Given information:
Start
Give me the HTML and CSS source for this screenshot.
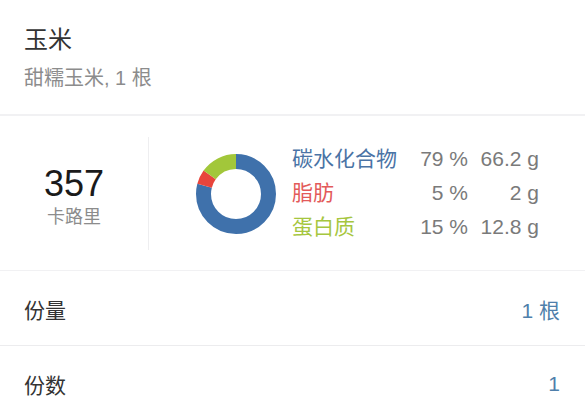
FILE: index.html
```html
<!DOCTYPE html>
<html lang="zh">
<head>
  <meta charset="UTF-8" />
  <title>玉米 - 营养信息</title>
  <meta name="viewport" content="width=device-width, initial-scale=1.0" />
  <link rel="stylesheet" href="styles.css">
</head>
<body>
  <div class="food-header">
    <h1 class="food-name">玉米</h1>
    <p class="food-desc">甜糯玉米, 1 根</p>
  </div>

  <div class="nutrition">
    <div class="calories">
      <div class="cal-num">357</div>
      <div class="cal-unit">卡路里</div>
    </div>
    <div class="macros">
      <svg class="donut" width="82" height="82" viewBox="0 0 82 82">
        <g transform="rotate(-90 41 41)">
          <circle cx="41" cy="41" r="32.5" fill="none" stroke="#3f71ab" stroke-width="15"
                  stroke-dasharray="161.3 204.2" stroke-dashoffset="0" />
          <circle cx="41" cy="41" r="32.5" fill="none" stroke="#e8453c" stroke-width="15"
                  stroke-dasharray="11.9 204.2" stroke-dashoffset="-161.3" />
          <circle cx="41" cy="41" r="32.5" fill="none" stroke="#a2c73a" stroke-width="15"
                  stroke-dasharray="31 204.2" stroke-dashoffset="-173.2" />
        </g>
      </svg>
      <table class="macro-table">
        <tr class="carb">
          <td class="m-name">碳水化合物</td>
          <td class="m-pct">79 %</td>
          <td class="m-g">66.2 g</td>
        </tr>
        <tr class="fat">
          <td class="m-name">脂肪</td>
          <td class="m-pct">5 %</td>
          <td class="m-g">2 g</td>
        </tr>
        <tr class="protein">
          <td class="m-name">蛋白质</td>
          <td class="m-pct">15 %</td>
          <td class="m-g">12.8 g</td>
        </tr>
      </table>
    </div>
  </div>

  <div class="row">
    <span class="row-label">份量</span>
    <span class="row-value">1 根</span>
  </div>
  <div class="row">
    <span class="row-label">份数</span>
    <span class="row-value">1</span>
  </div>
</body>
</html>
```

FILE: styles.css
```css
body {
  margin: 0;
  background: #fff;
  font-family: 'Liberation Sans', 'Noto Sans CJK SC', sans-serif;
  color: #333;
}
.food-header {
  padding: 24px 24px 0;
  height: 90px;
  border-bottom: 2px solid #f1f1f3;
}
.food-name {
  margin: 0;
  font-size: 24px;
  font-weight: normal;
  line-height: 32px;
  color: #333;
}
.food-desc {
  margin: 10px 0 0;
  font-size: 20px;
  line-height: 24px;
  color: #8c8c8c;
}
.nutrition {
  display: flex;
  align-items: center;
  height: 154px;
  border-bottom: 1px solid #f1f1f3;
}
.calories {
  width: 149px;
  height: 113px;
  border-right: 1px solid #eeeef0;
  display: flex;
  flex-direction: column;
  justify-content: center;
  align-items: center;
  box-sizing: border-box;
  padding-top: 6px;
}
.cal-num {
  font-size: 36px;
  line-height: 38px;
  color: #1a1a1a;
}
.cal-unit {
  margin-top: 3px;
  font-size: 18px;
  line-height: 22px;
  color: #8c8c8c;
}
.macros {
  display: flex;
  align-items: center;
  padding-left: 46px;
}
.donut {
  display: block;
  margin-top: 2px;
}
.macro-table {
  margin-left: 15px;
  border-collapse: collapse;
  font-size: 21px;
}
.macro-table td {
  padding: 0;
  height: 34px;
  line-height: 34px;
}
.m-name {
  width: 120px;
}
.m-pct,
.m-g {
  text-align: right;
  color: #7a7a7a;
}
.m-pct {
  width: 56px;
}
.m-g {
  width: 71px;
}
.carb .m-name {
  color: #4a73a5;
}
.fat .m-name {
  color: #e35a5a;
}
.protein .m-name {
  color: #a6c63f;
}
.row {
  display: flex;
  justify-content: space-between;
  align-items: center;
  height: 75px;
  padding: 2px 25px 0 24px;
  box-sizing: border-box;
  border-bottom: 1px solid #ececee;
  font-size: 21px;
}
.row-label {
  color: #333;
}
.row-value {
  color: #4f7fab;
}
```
End
Directive: Leave the images out and output the remaining material exactly as it stands.

Problem solution:
Give me the HTML and CSS source for this screenshot.
FILE: index.html
```html
<!DOCTYPE html>
<html lang="zh">
<head>
  <meta charset="UTF-8" />
  <title>玉米 - 营养信息</title>
  <meta name="viewport" content="width=device-width, initial-scale=1.0" />
  <link rel="stylesheet" href="styles.css">
</head>
<body>
  <div class="food-header">
    <h1 class="food-name">玉米</h1>
    <p class="food-desc">甜糯玉米, 1 根</p>
  </div>

  <div class="nutrition">
    <div class="calories">
      <div class="cal-num">357</div>
      <div class="cal-unit">卡路里</div>
    </div>
    <div class="macros">
      <svg class="donut" width="82" height="82" viewBox="0 0 82 82">
        <g transform="rotate(-90 41 41)">
          <circle cx="41" cy="41" r="32.5" fill="none" stroke="#3f71ab" stroke-width="15"
                  stroke-dasharray="161.3 204.2" stroke-dashoffset="0" />
          <circle cx="41" cy="41" r="32.5" fill="none" stroke="#e8453c" stroke-width="15"
                  stroke-dasharray="11.9 204.2" stroke-dashoffset="-161.3" />
          <circle cx="41" cy="41" r="32.5" fill="none" stroke="#a2c73a" stroke-width="15"
                  stroke-dasharray="31 204.2" stroke-dashoffset="-173.2" />
        </g>
      </svg>
      <table class="macro-table">
        <tr class="carb">
          <td class="m-name">碳水化合物</td>
          <td class="m-pct">79 %</td>
          <td class="m-g">66.2 g</td>
        </tr>
        <tr class="fat">
          <td class="m-name">脂肪</td>
          <td class="m-pct">5 %</td>
          <td class="m-g">2 g</td>
        </tr>
        <tr class="protein">
          <td class="m-name">蛋白质</td>
          <td class="m-pct">15 %</td>
          <td class="m-g">12.8 g</td>
        </tr>
      </table>
    </div>
  </div>

  <div class="row">
    <span class="row-label">份量</span>
    <span class="row-value">1 根</span>
  </div>
  <div class="row">
    <span class="row-label">份数</span>
    <span class="row-value">1</span>
  </div>
</body>
</html>
```

FILE: styles.css
```css
body {
  margin: 0;
  background: #fff;
  font-family: 'Liberation Sans', 'Noto Sans CJK SC', sans-serif;
  color: #333;
}
.food-header {
  padding: 24px 24px 0;
  height: 90px;
  border-bottom: 2px solid #f1f1f3;
}
.food-name {
  margin: 0;
  font-size: 24px;
  font-weight: normal;
  line-height: 32px;
  color: #333;
}
.food-desc {
  margin: 10px 0 0;
  font-size: 20px;
  line-height: 24px;
  color: #8c8c8c;
}
.nutrition {
  display: flex;
  align-items: center;
  height: 154px;
  border-bottom: 1px solid #f1f1f3;
}
.calories {
  width: 149px;
  height: 113px;
  border-right: 1px solid #eeeef0;
  display: flex;
  flex-direction: column;
  justify-content: center;
  align-items: center;
  box-sizing: border-box;
  padding-top: 6px;
}
.cal-num {
  font-size: 36px;
  line-height: 38px;
  color: #1a1a1a;
}
.cal-unit {
  margin-top: 3px;
  font-size: 18px;
  line-height: 22px;
  color: #8c8c8c;
}
.macros {
  display: flex;
  align-items: center;
  padding-left: 46px;
}
.donut {
  display: block;
  margin-top: 2px;
}
.macro-table {
  margin-left: 15px;
  border-collapse: collapse;
  font-size: 21px;
}
.macro-table td {
  padding: 0;
  height: 34px;
  line-height: 34px;
}
.m-name {
  width: 120px;
}
.m-pct,
.m-g {
  text-align: right;
  color: #7a7a7a;
}
.m-pct {
  width: 56px;
}
.m-g {
  width: 71px;
}
.carb .m-name {
  color: #4a73a5;
}
.fat .m-name {
  color: #e35a5a;
}
.protein .m-name {
  color: #a6c63f;
}
.row {
  display: flex;
  justify-content: space-between;
  align-items: center;
  height: 75px;
  padding: 2px 25px 0 24px;
  box-sizing: border-box;
  border-bottom: 1px solid #ececee;
  font-size: 21px;
}
.row-label {
  color: #333;
}
.row-value {
  color: #4f7fab;
}
```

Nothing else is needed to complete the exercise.